[Task details] All pictures are to be skipped; retype only the lines from the top of the entries through the line with "import React from 'react';", both included.

[Extracted records]
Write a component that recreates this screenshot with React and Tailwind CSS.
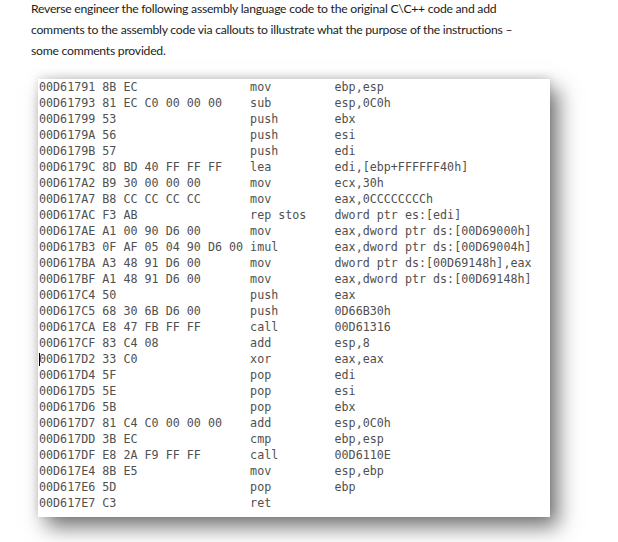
import React from 'react';

// disassembly rows: address, opcode bytes, mnemonic, operands
const rows = [
    ['00D61791', '8B EC', 'mov', 'ebp,esp'],
    ['00D61793', '81 EC C0 00 00 00', 'sub', 'esp,0C0h'],
    ['00D61799', '53', 'push', 'ebx'],
    ['00D6179A', '56', 'push', 'esi'],
    ['00D6179B', '57', 'push', 'edi'],
    ['00D6179C', '8D BD 40 FF FF FF', 'lea', 'edi,[ebp+FFFFFF40h]'],
    ['00D617A2', 'B9 30 00 00 00', 'mov', 'ecx,30h'],
    ['00D617A7', 'B8 CC CC CC CC', 'mov', 'eax,0CCCCCCCCh'],
    ['00D617AC', 'F3 AB', 'rep stos', 'dword ptr es:[edi]'],
    ['00D617AE', 'A1 00 90 D6 00', 'mov', 'eax,dword ptr ds:[00D69000h]'],
    ['00D617B3', '0F AF 05 04 90 D6 00', 'imul', 'eax,dword ptr ds:[00D69004h]'],
    ['00D617BA', 'A3 48 91 D6 00', 'mov', 'dword ptr ds:[00D69148h],eax'],
    ['00D617BF', 'A1 48 91 D6 00', 'mov', 'eax,dword ptr ds:[00D69148h]'],
    ['00D617C4', '50', 'push', 'eax'],
    ['00D617C5', '68 30 6B D6 00', 'push', '0D66B30h'],
    ['00D617CA', 'E8 47 FB FF FF', 'call', '00D61316'],
    ['00D617CF', '83 C4 08', 'add', 'esp,8'],
    ['00D617D2', '33 C0', 'xor', 'eax,eax'],
    ['00D617D4', '5F', 'pop', 'edi'],
    ['00D617D5', '5E', 'pop', 'esi'],
    ['00D617D6', '5B', 'pop', 'ebx'],
    ['00D617D7', '81 C4 C0 00 00 00', 'add', 'esp,0C0h'],
    ['00D617DD', '3B EC', 'cmp', 'ebp,esp'],
    ['00D617DF', 'E8 2A F9 FF FF', 'call', '00D6110E'],
    ['00D617E4', '8B E5', 'mov', 'esp,ebp'],
    ['00D617E6', '5D', 'pop', 'ebp'],
    ['00D617E7', 'C3', 'ret', ''],
];

const Row = ({ row, cursor }) => {
    const [addr, bytes, op, args] = row;
    const line = (addr + ' ' + bytes).padEnd(30, ' ') + op.padEnd(12, ' ') + args;
    return (
        <div className="relative h-4 leading-4 whitespace-pre">
            {cursor && <span className="absolute left-0 top-[2px] w-px h-[13px] bg-black" />}
            {line}
        </div>
    );
};

export default function App() {
    return (
        <div className="w-[618px] h-[542px] bg-white overflow-hidden">
            <p
                className="pl-[31px] mt-[-2px] text-[12.2px] tracking-[-0.25px] leading-[21px] text-[#1c1c1c]"
                style={{ fontFamily: 'Lato, "Open Sans", sans-serif' }}
            >
                Reverse engineer the following assembly language code to the original C\C++ code and add
                <br />
                comments to the assembly code via callouts to illustrate what the purpose of the instructions –
                <br />
                some comments provided.
            </p>

            <div className="ml-[38px] mt-[18px] w-[512px] h-[438px] bg-white overflow-hidden pl-px shadow-[8px_10px_20px_rgba(0,0,0,0.55),0_-2px_8px_rgba(0,0,0,0.12)] text-[11.7px] text-[#505050] font-['DejaVu_Sans_Mono',monospace]">
                {rows.map((r) => (
                    <Row key={r[0]} row={r} cursor={r[0] === '00D617D2'} />
                ))}
            </div>
        </div>
    );
}
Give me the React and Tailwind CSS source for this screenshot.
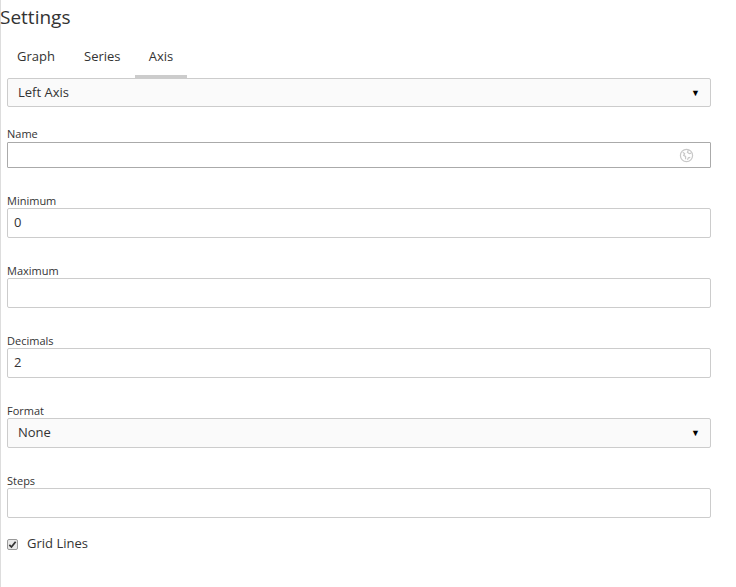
export default function App() {
  const f = { fontFamily: '"Open Sans", "Noto Sans", sans-serif' };
  return (
    <div style={f} className="w-[736px] h-[587px] bg-white border-l border-[#ddd] text-[#333] relative">
      <div className="pr-[25px]">
        <div className="text-[19px] leading-[26px] pt-[4px] text-[#333] -ml-[1px]">Settings</div>
        <div className="flex pl-[6px] mt-[15px] text-[13px] text-[#333]">
          <div className="w-[62px] pl-[10px] h-[33px] pt-[2px]">Graph</div>
          <div className="w-[66px] pl-[15px] h-[33px] pt-[2px]">Series</div>
          <div className="w-[52px] text-center h-[33px] pt-[2px] border-b-[3px] border-[#ccc]">Axis</div>
        </div>
        <div className="pl-[6px]">
          <div className="h-[29px] border border-[#ccc] rounded-[2px] bg-[#fafafa] flex items-center justify-between pl-[10px] pr-[10px] text-[13px]">
            <span>Left Axis</span><span className="text-[9px] text-black">▼</span>
          </div>
          <div className="text-[11px] h-[14px] leading-[14px] mt-[20px]">Name</div>
          <div className="mt-[1px] h-[26px] border border-[#aaa] rounded-[1px] flex items-center justify-end pr-[16px]">
            <svg width="15" height="15" viewBox="0 0 16 16" fill="none" stroke="#c8c8c8" strokeWidth="1.3">
              <circle cx="8" cy="8" r="6.5" />
              <path d="M4 4.5l2 1.5-1 2 2 1v3M10 2.5l-1 2 2 1.5 2-.5M12 10l-2 .5-1 2" />
            </svg>
          </div>
          {[["Minimum", "0"], ["Maximum", ""], ["Decimals", "2"]].map(([l, v]) => (
            <div key={l}>
              <div className="text-[11px] h-[14px] leading-[14px] mt-[26px]">{l}</div>
              <div className="h-[30px] border border-[#ccc] rounded-[2px] flex items-center px-[6px] text-[13px]">{v}</div>
            </div>
          ))}
          <div className="text-[11px] h-[14px] leading-[14px] mt-[26px]">Format</div>
          <div className="h-[30px] border border-[#ccc] rounded-[2px] bg-[#fafafa] flex items-center justify-between pl-[10px] pr-[10px] text-[13px]">
            <span>None</span><span className="text-[9px] text-black">▼</span>
          </div>
          <div className="text-[11px] h-[14px] leading-[14px] mt-[26px]">Steps</div>
          <div className="h-[30px] border border-[#ccc] rounded-[2px]"></div>
          <div className="flex items-center mt-[17px] h-[18px] text-[13px]">
            <div className="w-[11px] h-[11px] border border-[#999] rounded-[2px] bg-[#e8e8e8] flex items-center justify-center">
              <svg width="9" height="9" viewBox="0 0 10 10"><path d="M1.5 5.5l2.3 2.3L8.5 2" stroke="#333" strokeWidth="2" fill="none" /></svg>
            </div>
            <span className="ml-[9px]">Grid Lines</span>
          </div>
        </div>
      </div>
    </div>
  );
}
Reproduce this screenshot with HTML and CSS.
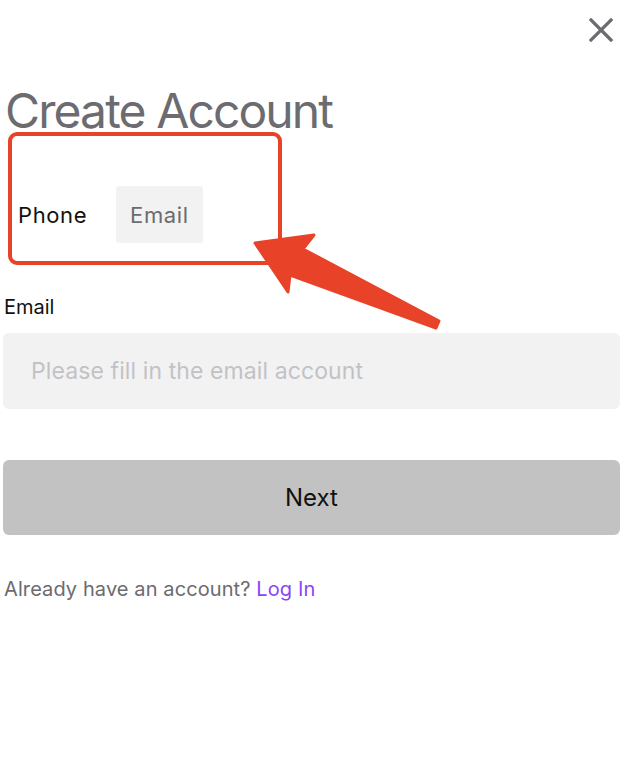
FILE: index.html
```html
<!DOCTYPE html>
<html lang="en">
<head>
  <meta charset="UTF-8" />
  <title>Create Account</title>
  <link rel="stylesheet" href="styles.css">
</head>
<body>

<div class="page">
  <div class="topbar">
    <button class="close" aria-label="Close">
      <svg width="24" height="24" viewBox="0 0 24 24">
        <path d="M2 2 L22 22 M22 2 L2 22" stroke="#6b6b70" stroke-width="3.2" stroke-linecap="square" fill="none"/>
      </svg>
    </button>
  </div>

  <h1 class="title">Create Account</h1>

  <div class="tabs">
    <div class="tab active">Phone</div>
    <div class="tab selected">Email</div>
  </div>

  <label class="label" for="email">Email</label>
  <div class="input-wrap">
    <input id="email" class="input" type="text" placeholder="Please fill in the email account">
  </div>

  <button class="next">Next</button>

  <p class="login">Already have an account? <a href="#">Log In</a></p>

  <!-- annotation over the tabs -->
  <div class="mark-box"></div>
  <svg class="mark-arrow" width="642" height="400" viewBox="0 0 642 400">
    <polygon points="255,243 314,235 303,249 439,321 436,328 290,275 288,292" fill="#e84329" stroke="#e84329" stroke-width="3" stroke-linejoin="round"/>
  </svg>
</div>

</body>
</html>
```

FILE: styles.css
```css
body {
  margin: 0;
  font-family: Inter, "Noto Sans", sans-serif;
  background: #fff;
}

.page {
  position: relative;
  padding: 0 22px 0 3px;
}

.topbar {
  display: flex;
  justify-content: flex-end;
  padding-top: 18px;
}

.close {
  border: 0;
  background: none;
  padding: 0;
  margin-right: 7px;
  width: 24px;
  height: 24px;
  display: block;
}

.close svg {
  display: block;
}

.title {
  margin: 40px 0 0 2px;
  font-size: 48px;
  line-height: 58px;
  font-weight: 400;
  color: #6b6b70;
  letter-spacing: -1.9px;
}

.tabs {
  display: flex;
  gap: 15px;
  margin-top: 46px;
  padding-left: 1px;
}

.tab {
  height: 57px;
  display: flex;
  align-items: center;
  padding: 0 14px;
  font-size: 22px;
  letter-spacing: 0.6px;
  border-radius: 3px;
}

.tab.active {
  color: #111;
}

.tab.selected {
  background: #f2f2f2;
  color: #6b6b70;
}

.label {
  display: block;
  margin: 53px 0 0 1px;
  font-size: 20px;
  line-height: 22px;
  color: #111;
}

.input-wrap {
  margin-top: 15px;
}

.input {
  box-sizing: border-box;
  width: 100%;
  height: 76px;
  border: 0;
  border-radius: 6px;
  background: #f2f2f2;
  padding: 0 28px;
  font-family: inherit;
  font-size: 23px;
  letter-spacing: 0.1px;
  outline: none;
}

.input::placeholder {
  color: #c2c2c6;
}

.next {
  display: block;
  box-sizing: border-box;
  width: 100%;
  height: 75px;
  margin-top: 51px;
  border: 0;
  border-radius: 6px;
  background: #c2c2c2;
  font-family: inherit;
  font-size: 24px;
  color: #111;
}

.login {
  margin: 42px 0 0 1px;
  font-size: 20px;
  line-height: 24px;
  letter-spacing: 0.1px;
  color: #6b6b70;
}

.login a {
  color: #8a45f5;
  text-decoration: none;
}

.mark-box {
  position: absolute;
  left: 8px;
  top: 132px;
  width: 266px;
  height: 125px;
  border: 4px solid #e84329;
  border-radius: 9px;
}

.mark-arrow {
  position: absolute;
  left: 0;
  top: 0;
  pointer-events: none;
}
```
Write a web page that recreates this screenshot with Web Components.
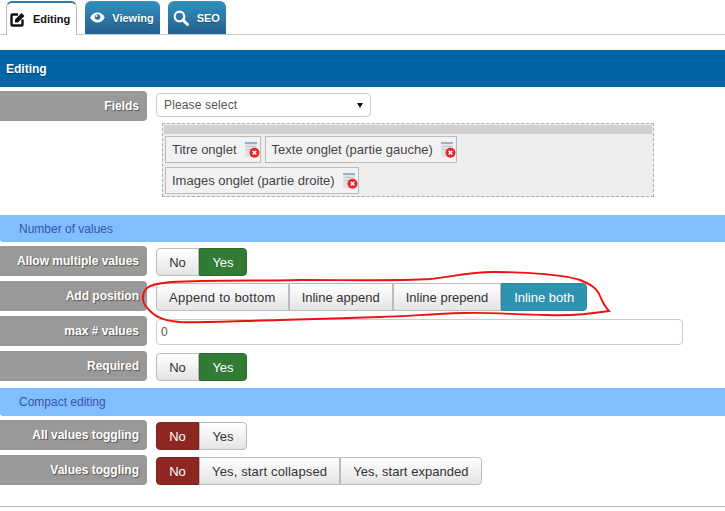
<!DOCTYPE html>
<html>
<head>
<meta charset="utf-8">
<title>Field settings</title>
<style>
    html, body { margin: 0; padding: 0; background: #fff; }
    body { font-family: 'Liberation Sans', Arial, sans-serif; font-size: 13px; color: #333; overflow: hidden; }
</style>
</head>
<body>

<settings-page>
    <tab-bar>
        <tab-item active icon="edit">Editing</tab-item>
        <tab-item icon="eye">Viewing</tab-item>
        <tab-item icon="search">SEO</tab-item>
    </tab-bar>

    <main-heading>Editing</main-heading>

    <form-row label="Fields">
        <fake-select>Please select</fake-select>
    </form-row>
    <field-list>
        <field-chip>Titre onglet</field-chip>
        <field-chip>Texte onglet (partie gauche)</field-chip>
        <field-chip>Images onglet (partie droite)</field-chip>
    </field-list>

    <sub-heading style="margin-top:18px">Number of values</sub-heading>
    <form-row label="Allow multiple values">
        <btn-group><seg-btn>No</seg-btn><seg-btn state="yes" style="min-width:48px">Yes</seg-btn></btn-group>
    </form-row>
    <form-row label="Add position">
        <btn-group>
            <seg-btn style="letter-spacing:.25px">Append to bottom</seg-btn><seg-btn>Inline append</seg-btn><seg-btn>Inline prepend</seg-btn><seg-btn state="info">Inline both</seg-btn>
        </btn-group>
    </form-row>
    <form-row label="max # values">
        <text-box>0</text-box>
    </form-row>
    <form-row label="Required">
        <btn-group><seg-btn>No</seg-btn><seg-btn state="yes" style="min-width:48px">Yes</seg-btn></btn-group>
    </form-row>

    <sub-heading style="margin-top:7px;height:28px">Compact editing</sub-heading>
    <form-row label="All values toggling">
        <btn-group><seg-btn state="no">No</seg-btn><seg-btn style="min-width:48px">Yes</seg-btn></btn-group>
    </form-row>
    <form-row label="Values toggling">
        <btn-group><seg-btn state="no">No</seg-btn><seg-btn style="letter-spacing:.15px">Yes, start collapsed</seg-btn><seg-btn style="letter-spacing:.05px">Yes, start expanded</seg-btn></btn-group>
    </form-row>

    <page-rule></page-rule>

    <!-- hand drawn circle lies over the form -->
    <svg class="scribble" slot="overlay" width="480" height="65" viewBox="140 265 480 65" fill="none" stroke="#ee1111" stroke-width="1.9">
        <path d="M147 288C152 284 160 283 172 282C210 280 260 281 300 280C350 280 400 281 430 279C450 277 470 272 493 272C530 272 565 275 580 280C590 284 597 288 600 296C603 303 604 306 609 311C590 314 570 316 547 315C520 315 490 312 463 313C430 314 410 316 380 317C345 318 320 319 280 320C240 321 200 323 180 322C168 321 158 319 150 311C145 306 142 302 143 297C143 293 145 290 147 288"/>
    </svg>
</settings-page>

<script>
const ICONS = {
    edit: `<svg width="15" height="15" viewBox="0 0 15 15"><path d="M8 2.500H2.500a1 1 0 0 0-1 1v9a1 1 0 0 0 1 1h9a1 1 0 0 0 1-1V7.500" fill="none" stroke="#111" stroke-width="2.400"/><path d="M5 7.500 11.500 1 14.500 4 8 10.500H5Z" fill="#111"/></svg>`,
    eye: `<svg width="15" height="11" viewBox="0 0 15 11"><path d="M.2 5.500C2 2 4.500.5 7.500.5s5.500 1.500 7.300 5c-1.800 3.500-4.300 5-7.300 5S2 9 .2 5.500Z" fill="#fff"/><circle cx="7.500" cy="5" r="2.800" fill="#2a6f9f"/><circle cx="6.500" cy="4" r="1.100" fill="#fff"/></svg>`,
    search: `<svg width="16" height="16" viewBox="0 0 16 16"><circle cx="6.500" cy="6.500" r="4.800" fill="none" stroke="#fff" stroke-width="2.200"/><path d="M10 10l4.500 4.500" stroke="#fff" stroke-width="3" stroke-linecap="round"/></svg>`
};

class SettingsPage extends HTMLElement {
    constructor() {
        super();
        this.attachShadow({mode: 'open'});
        this.shadowRoot.innerHTML = `
<style>
    :host { display: block; position: relative; width: 725px; height: 511px; }
    ::slotted(.scribble) { position: absolute; left: 140px; top: 265px; }
</style>
<slot></slot>
<slot name="overlay"></slot>`;
    }
}

class TabBar extends HTMLElement {
    constructor() {
        super();
        this.attachShadow({mode: 'open'});
        this.shadowRoot.innerHTML = `
<style>
    :host { display: flex; gap: 8px; box-sizing: content-box; height: 33px; padding: 1px 0 0 6px; border-bottom: 1px solid #c8c8c8; margin-bottom: 15px; }
</style>
<slot></slot>`;
    }
}

class TabItem extends HTMLElement {
    constructor() {
        super();
        this.attachShadow({mode: 'open'});
        this.shadowRoot.innerHTML = `
<style>
    :host { display: flex; align-items: center; box-sizing: border-box; height: 33px; padding: 0 6px 0 5px; gap: 8px; font: bold 11px 'Liberation Sans', Arial, sans-serif; color: #fff; text-shadow: 0 1px 1px rgba(0,0,0,.4); border-radius: 6px 6px 0 0; background: linear-gradient(#3290bf, #24618f); }
    :host([icon=eye]) { gap: 7px; }
    :host([active]) { color: #111; text-shadow: none; height: 34px; padding: 0 6px 0 3px; background: #fff; border: 1px solid #bbb; border-top: 2px solid #2d7ba6; border-bottom: 0; }
    .icon { display: flex; }
</style>
<span class="icon">${ICONS[this.getAttribute('icon')]}</span><slot></slot>`;
    }
}

class MainHeading extends HTMLElement {
    constructor() {
        super();
        this.attachShadow({mode: 'open'});
        this.shadowRoot.innerHTML = `
<style>
    :host { display: flex; align-items: center; height: 37px; padding-left: 6px; margin-bottom: 4px; background: #0066a6; color: #fff; font-weight: bold; font-size: 12px; text-shadow: 0 1px 1px rgba(0,0,0,.4); }
</style>
<slot></slot>`;
    }
}

class SubHeading extends HTMLElement {
    constructor() {
        super();
        this.attachShadow({mode: 'open'});
        this.shadowRoot.innerHTML = `
<style>
    :host { display: flex; align-items: center; height: 27px; padding-left: 19px; margin-bottom: 4px; background: #7fbfff; color: #3f51a8; font-size: 12px; border-radius: 0 0 0 3px; }
</style>
<slot></slot>`;
    }
}

class FormRow extends HTMLElement {
    constructor() {
        super();
        this.attachShadow({mode: 'open'});
        this.shadowRoot.innerHTML = `
<style>
    :host { display: flex; gap: 9px; height: 30px; margin-bottom: 5px; }
    .label { box-sizing: border-box; width: 147px; flex: none; display: flex; align-items: center; justify-content: flex-end; padding-right: 8px; background: #999; border-radius: 0 4px 4px 0; color: #fff; font-weight: bold; font-size: 12px; text-shadow: 1px 1px 1px rgba(0,0,0,.45); }
    .control { display: flex; align-items: center; flex: 1; }
</style>
<div class="label"></div>
<div class="control"><slot></slot></div>`;
        this.shadowRoot.querySelector('.label').textContent = this.getAttribute('label');
    }
}

class FakeSelect extends HTMLElement {
    constructor() {
        super();
        this.attachShadow({mode: 'open'});
        this.shadowRoot.innerHTML = `
<style>
    :host { display: flex; align-items: center; justify-content: space-between; box-sizing: border-box; width: 215px; height: 24px; margin-top: -2px; padding: 0 7px; border: 1px solid #ccc; border-radius: 4px; font-size: 12px; letter-spacing: .15px; color: #555; background: #fff; }
    .arrow { width: 0; height: 0; border: 3px solid transparent; border-top: 5px solid #111; border-bottom: 0; }
</style>
<slot></slot><span class="arrow"></span>`;
    }
}

class FieldList extends HTMLElement {
    constructor() {
        super();
        this.attachShadow({mode: 'open'});
        this.shadowRoot.innerHTML = `
<style>
    :host { display: block; box-sizing: border-box; width: 492px; height: 74px; margin: -3px 0 0 162px; padding: 1px; border: 1px dashed #adadad; background: #eee; }
    .handle { height: 9px; background: #d0d0d0; }
    .items { display: flex; flex-wrap: wrap; gap: 4px; padding: 2px 1px; }
</style>
<div class="handle"></div>
<div class="items"><slot></slot></div>`;
    }
}

class FieldChip extends HTMLElement {
    constructor() {
        super();
        this.attachShadow({mode: 'open'});
        this.shadowRoot.innerHTML = `
<style>
    :host { display: flex; align-items: center; box-sizing: border-box; height: 27px; padding: 0 0 0 6px; gap: 8px; border: 1px solid #bbb; background: #f2f2f2; font-size: 13px; color: #444; }
    svg { margin-top: 1px; }
</style>
<slot></slot>
<svg width="15" height="16" viewBox="0 0 15 16">
    <rect x="0" y="0" width="12" height="15" fill="#dfe3e6"/>
    <rect x="0" y="0" width="12" height="2" fill="#8fb2cf"/>
    <rect x="1.500" y="4" width="9" height="1" fill="#c4c4c4"/>
    <rect x="1.500" y="7" width="5" height="1" fill="#c4c4c4"/>
    <circle cx="9.500" cy="10.700" r="5" fill="#e5252a"/>
    <path d="M7.700 8.900l3.600 3.600M11.300 8.900l-3.600 3.600" stroke="#fff" stroke-width="1.500"/>
</svg>`;
    }
}

class BtnGroup extends HTMLElement {
    constructor() {
        super();
        this.attachShadow({mode: 'open'});
        this.shadowRoot.innerHTML = `
<style>
    :host { display: inline-flex; height: 28px; margin-top: 2px; }
    ::slotted(:first-child) { border-radius: 4px 0 0 4px; }
    ::slotted(:last-child) { border-radius: 0 4px 4px 0; }
</style>
<slot></slot>`;
    }
}

class SegBtn extends HTMLElement {
    constructor() {
        super();
        this.attachShadow({mode: 'open'});
        this.shadowRoot.innerHTML = `
<style>
    :host { display: flex; align-items: center; justify-content: center; box-sizing: border-box; min-width: 43px; padding: 0 12px; font-size: 13px; color: #333; background: linear-gradient(#fff, #e4e4e4); border: 1px solid #bbb; }
    :host([state=yes]) { background: #317b34; border-color: #2b6d2e; color: #fff; }
    :host([state=no]) { background: #8e2722; border-color: #7d221e; color: #fff; }
    :host([state=info]) { background: #2e93b0; border-color: #2b87a1; color: #fff; }
</style>
<slot></slot>`;
    }
}

class TextBox extends HTMLElement {
    constructor() {
        super();
        this.attachShadow({mode: 'open'});
        this.shadowRoot.innerHTML = `
<style>
    :host { display: flex; align-items: center; box-sizing: border-box; width: 527px; height: 26px; margin-top: 1px; padding-left: 4px; border: 1px solid #ccc; border-radius: 4px; font-size: 12px; color: #555; background: #fff; }
</style>
<slot></slot>`;
    }
}

class PageRule extends HTMLElement {
    constructor() {
        super();
        this.attachShadow({mode: 'open'});
        this.shadowRoot.innerHTML = `
<style>
    :host { display: block; height: 1px; margin-top: 21px; background: #b5b5b5; }
</style>`;
    }
}

customElements.define('settings-page', SettingsPage);
customElements.define('tab-bar', TabBar);
customElements.define('tab-item', TabItem);
customElements.define('main-heading', MainHeading);
customElements.define('sub-heading', SubHeading);
customElements.define('form-row', FormRow);
customElements.define('fake-select', FakeSelect);
customElements.define('field-list', FieldList);
customElements.define('field-chip', FieldChip);
customElements.define('btn-group', BtnGroup);
customElements.define('seg-btn', SegBtn);
customElements.define('text-box', TextBox);
customElements.define('page-rule', PageRule);
</script>
</body>
</html>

[Written solution]
Write a component that recreates this screenshot with React and Tailwind CSS.
import React from 'react';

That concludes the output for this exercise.